The Editing God

Recently while reading “other people’s” comments on Facebook, I read that the option to edit one’s comment on Facebook was being removed. I later learned that clearing one’s cache could address the difficulty but that editing factor remained impressed upon my heart. I love a good edit, but less if I am on the receiving end. Years ago when I was writing my dissertation and was in community with a dear sister friend who was writing hers as well, we devised a plan to lessen the blow of editing from our shared doctoral chair. We invested in a set of purple pens for her. Now, you have to know that I am dating myself. She would print our documents and edit on paper vs. the electronic document. Both myself and my friend would pour enormous amount of time and energy into our work and submit it to our chair, only to find more than what felt like 50% rejected. Our chair would take long, broad strokes across pages of work. Suddenly, even as bad as the rejection was, seeing it in the color purple vs. the color red hit differently. It was if the feedback wasn’t as bad, however the result was the same; we still had work to do.

When I considered the editing function on Facebook, I couldn’t help but consider the editing factor upon my life. God has a methodology of gingerly reminding that we still require His hand to lead, guide and direct through the messiness of what we construct. And I’m grateful for it. No matter the lowliness of our actions, inactions, unresolved anger, hurt, deliberate steps taken to tear another down, there is God with open arms to recover us from ourselves! Even on our social media, when we clean up what we’ve done, sometimes it reads that our content is “edited.” Jesus came so that our “editing” would not be visible to the human eye. When Jesus died for the atonement of our sin, His sacrifice enabled God to see us through the Blood. Similarly to my doctoral chair, the shed Blood of Jesus is like a long waterseall over our sinful life. As others, who are less than qualified to judge us or our actions, we may hold fast to the truth that God sees the finished product, even as we walk out the draft copy. Proverbs 24:16 affirms, “For a just man falleth seven times, and riseth up again: but the wicked shall fall into mischief.” Sometimes our “falls” are public and seemingly everyone around us bear witness to our mistakes; other times our “falls” are private and benefitted by the grace of God to shield our error to the world. In the eyes of our. loving, Heavenly Father, the audience is less important. The expectation is that we reflect God in all we do whether folx are privy to our actions or not; but even when we don’t, God has the ability to wipe us clean and present us faultless before Him and all who would otherwise be critical. Our assurance is found in Proverbs 24:16 where we can take refuge in failure not equating with finality. We can begin again.

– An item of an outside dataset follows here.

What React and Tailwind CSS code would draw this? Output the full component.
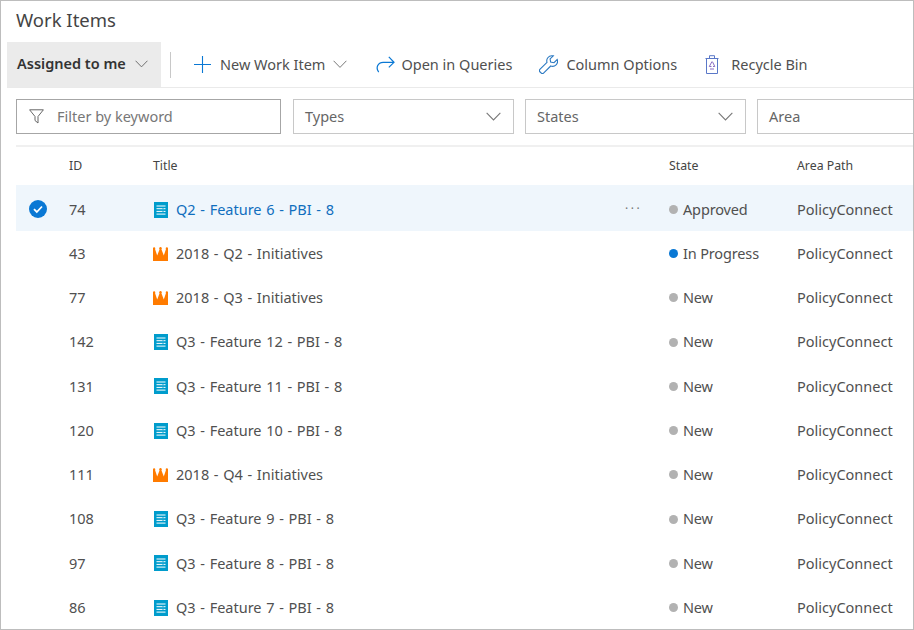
import React from "react";

const Chevron = ({ w = 14, c = "#666", cls = "" }) => (
  <svg width={w} height={w * 0.6} viewBox="0 0 14 8.4" fill="none" className={cls}>
    <path d="M0.6 0.8 L7 7.4 L13.4 0.8" stroke={c} strokeWidth="1" />
  </svg>
);

const Pbi = () => (
  <svg width="14" height="16" viewBox="0 0 14 16" className="shrink-0 ml-px">
    <rect width="14" height="16" fill="#009ccc" />
    <path d="M2.5 4h9M2.5 6.700h9M2.5 9.400h9M2.5 12.100h9" stroke="#fff" strokeWidth="1" />
    <path d="M8.500 6.700h1M8.500 9.400h1" stroke="#009ccc" strokeWidth="1" />
  </svg>
);

const Crown = () => (
  <svg width="15" height="14" viewBox="0 0 15 14" className="shrink-0">
    <circle cx="1.100" cy="1.500" r="1.200" fill="#ff7b00" />
    <circle cx="7.500" cy="1.200" r="1.200" fill="#ff7b00" />
    <circle cx="13.900" cy="1.500" r="1.200" fill="#ff7b00" />
    <path d="M0 2 L2 2 L4.200 8.500 L6.700 2 H8.300 L10.800 8.500 L13 2 L15 2 V14 H0 Z" fill="#ff7b00" />
  </svg>
);

const rows = [
  ["74", "pbi", "Q2 - Feature 6 - PBI - 8", "Approved"],
  ["43", "crown", "2018 - Q2 - Initiatives", "In Progress"],
  ["77", "crown", "2018 - Q3 - Initiatives", "New"],
  ["142", "pbi", "Q3 - Feature 12 - PBI - 8", "New"],
  ["131", "pbi", "Q3 - Feature 11 - PBI - 8", "New"],
  ["120", "pbi", "Q3 - Feature 10 - PBI - 8", "New"],
  ["111", "crown", "2018 - Q4 - Initiatives", "New"],
  ["108", "pbi", "Q3 - Feature 9 - PBI - 8", "New"],
  ["97", "pbi", "Q3 - Feature 8 - PBI - 8", "New"],
  ["86", "pbi", "Q3 - Feature 7 - PBI - 8", "New"],
];

const ToolButton = ({ icon, label, cls = "" }) => (
  <div className={"flex items-center " + cls}>
    {icon}
    <span>{label}</span>
  </div>
);

const Select = ({ label, cls }) => (
  <div className={"h-[35px] border border-[#c8c8c8] flex items-center justify-between pl-[11px] pr-[12px] text-[#666] shrink-0 " + cls}>
    <span>{label}</span>
    <Chevron w={15} c="#777" />
  </div>
);

export default function App() {
  return (
    <div
      className="w-[914px] h-[630px] bg-white border border-[#bdbdbd] overflow-hidden text-[14.5px] text-[#505050]"
      style={{ fontFamily: '"Noto Sans", sans-serif' }}
    >
      <div className="h-[41px] pl-[15px] flex items-center text-[18.500px] text-[#444] pb-[4px]">Work Items</div>

      <div className="ml-[6px] h-[46px] flex items-center border-b border-[#eaeaea]">
        <div className="w-[154px] h-[45px] -mb-px self-start bg-[#ebebeb] flex items-center pl-[10px] pb-[2px] font-semibold text-[#333] shrink-0">
          <span>Assigned to me</span>
          <Chevron w={13} c="#666" cls="ml-[9px]" />
        </div>
        <div className="w-px h-[26px] bg-[#c8c8c8] ml-[9px] mr-[23px]" />
        <ToolButton
          label="New Work Item"
          icon={
            <svg width="17" height="17" viewBox="0 0 17 17" className="mr-[9px]">
              <path d="M8.500 0v17M0 8.500h17" stroke="#0a78d4" strokeWidth="1.100" />
            </svg>
          }
        />
        <Chevron w={14} c="#777" cls="ml-[8px] mr-[29px]" />
        <ToolButton
          label="Open in Queries"
          cls="mr-[27px]"
          icon={
            <svg width="19" height="17" viewBox="0 0 20 18" fill="none" className="mr-[6px]">
              <path d="M2.800 17 C-0.500 13 1.500 6.700 7.500 6.700 H18.500 M13.500 1 L19 6.700 L13.500 12" stroke="#0a78d4" strokeWidth="1.300" />
            </svg>
          }
        />
        <ToolButton
          label="Column Options"
          cls="mr-[28px]"
          icon={
            <svg width="19" height="19" viewBox="0 0 19 19" fill="none" className="mr-[8px]">
              <path
                d="M13 .8 a5 5 0 0 0 -5 6.500 L1.100 14.200 a2 2 0 0 0 0 2.800 l.9.9 a2 2 0 0 0 2.800 0 L11.700 11 a5 5 0 0 0 6.500 -6.500 L15 7.700 l-3.400 -.6 -.5 -3.200 L14.300 .9 a5 5 0 0 0 -1.300 -.1 Z"
                stroke="#2b79c2"
                strokeWidth="1.100"
              />
            </svg>
          }
        />
        <ToolButton
          label="Recycle Bin"
          icon={
            <svg width="14" height="19" viewBox="0 0 14 19" fill="none" className="mr-[12px]">
              <path d="M.5 3.500h13M4.500 3.500V.7h5v2.800M1.500 3.500V18.500h11V3.500" stroke="#5a78c8" strokeWidth="1" />
              <path d="M7 6.500 L4.300 11.500 H6.500 M7.500 6.800 L9.800 11.500 H8 M5 14 H9" stroke="#8a6cc4" strokeWidth="1" />
            </svg>
          }
        />
      </div>

      <div className="flex items-center gap-[11px] ml-[15px] mt-[11px] w-[900px]">
        <div className="w-[265px] h-[35px] mr-px border border-[#a6a6a6] flex items-center pl-[12px] text-[#777] shrink-0">
          <svg width="15" height="15" viewBox="0 0 15 15" fill="none" className="mr-[13px]">
            <path d="M.6 .8 H14.400 L9 7.500 V14 L6 11.500 V7.500 Z" stroke="#666" strokeWidth="1" />
          </svg>
          <span>Filter by keyword</span>
        </div>
        <Select label="Types" cls="w-[221px]" />
        <Select label="States" cls="w-[221px]" />
        <div className="h-[35px] w-[200px] border border-[#c8c8c8] border-r-0 flex items-center pl-[11px] text-[#666] shrink-0">Area</div>
      </div>

      <div className="ml-[15px] mt-[11px] h-[2px] bg-[#f0f0f0]" />

      <div className="ml-[15px] h-[38px] flex items-center text-[12.300px] text-[#444]">
        <div className="w-[53px]" />
        <div className="w-[84px]">ID</div>
        <div className="w-[516px]">Title</div>
        <div className="w-[128px]">State</div>
        <div>Area Path</div>
      </div>

      {rows.map(([id, type, title, state], i) => (
        <div
          key={id}
          className={"ml-[15px] flex items-center whitespace-nowrap " + (i === 0 ? "h-[45.500px] pt-[4px] bg-[#eff6fc]" : "h-[44.250px] pt-[2px]")}
        >
          <div className="w-[53px] flex justify-start pl-[13px] -mt-[2px]">
            {i === 0 && (
              <svg width="18" height="18" viewBox="0 0 18 18">
                <circle cx="9" cy="9" r="9" fill="#0a78d4" />
                <path d="M5 9.200 L7.800 12 L13 6.500" fill="none" stroke="#fff" strokeWidth="1.800" />
              </svg>
            )}
          </div>
          <div className="w-[84px]">{id}</div>
          <div className="w-[516px] flex items-center relative">
            <div className="w-[23px] flex">{type === "pbi" ? <Pbi /> : <Crown />}</div>
            <span className={"[word-spacing:0.9px] " + (i === 0 ? "text-[#106ebe]" : "")}>{title}</span>
            {i === 0 && <span className="absolute left-[472px] top-[1px] text-[#777] text-[12px] tracking-[2.500px]">···</span>}
          </div>
          <div className="w-[128px] flex items-center">
            <span className={"w-[9px] h-[9px] rounded-full mr-[5px] " + (state === "In Progress" ? "bg-[#0a78d4]" : "bg-[#b2b2b2]")} />
            <span className="tracking-[-0.15px]">{state}</span>
          </div>
          <div>PolicyConnect</div>
        </div>
      ))}
    </div>
  );
}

Thank God for being God and for correcting our errors with love; and as He does, may we be ever so mindful and quick to extend the same to others. It’s tough walking this out in our present times. The world is quick to influence us into letting others lie in their mess, to remain on display for the dirt they’ve done. Just know, that’s not God. I was speaking with a sister in Christ the other day. She reminded me that “sin is sin.” While in graduate school, our chair critiqued our work against a criteria. We were “scored” according to how our submission aligned the stated expectations. God did not develop a scale of sin and an accompanying rubric. We are not graded a B+ for throwing up the middle finger when someone cuts us off in traffic, and a D- for sending a nasty email. In the eyes of God, neither are appropriate. Nevertheless, as a condition of the Blood (I feel a shout coming on!), both behaviors may be edited through the grace of mercy of God that enables us to go on, to stand, to carry out the purpose He intended, despite the sin, sometimes even as a result of the sin because God can and will use anyone to reflect His glory in the earth!

When I’ve made a mistake on a document or in a post and I realize it, I’m devastated. I hurriedly attempt to correct the mistake; and then there are the times that I intentionally engage in a behavior to be petty, hurtful or revengeful. Either way, God loves me enough through the Blood of Jesus. May we not be so quick to condemn. May we be reminded that if not for His covering, all our our edits would be exposed. May we take comfort in Him that even when our “purple ink” is visible to others, God has a redemption plan that is not co-dependent upon the approval and endorsement of others. May we be compelled to remember that God’s edits are perhaps challenging, but all the more bountiful in the end. He is the BEST editing God. No need to submit again.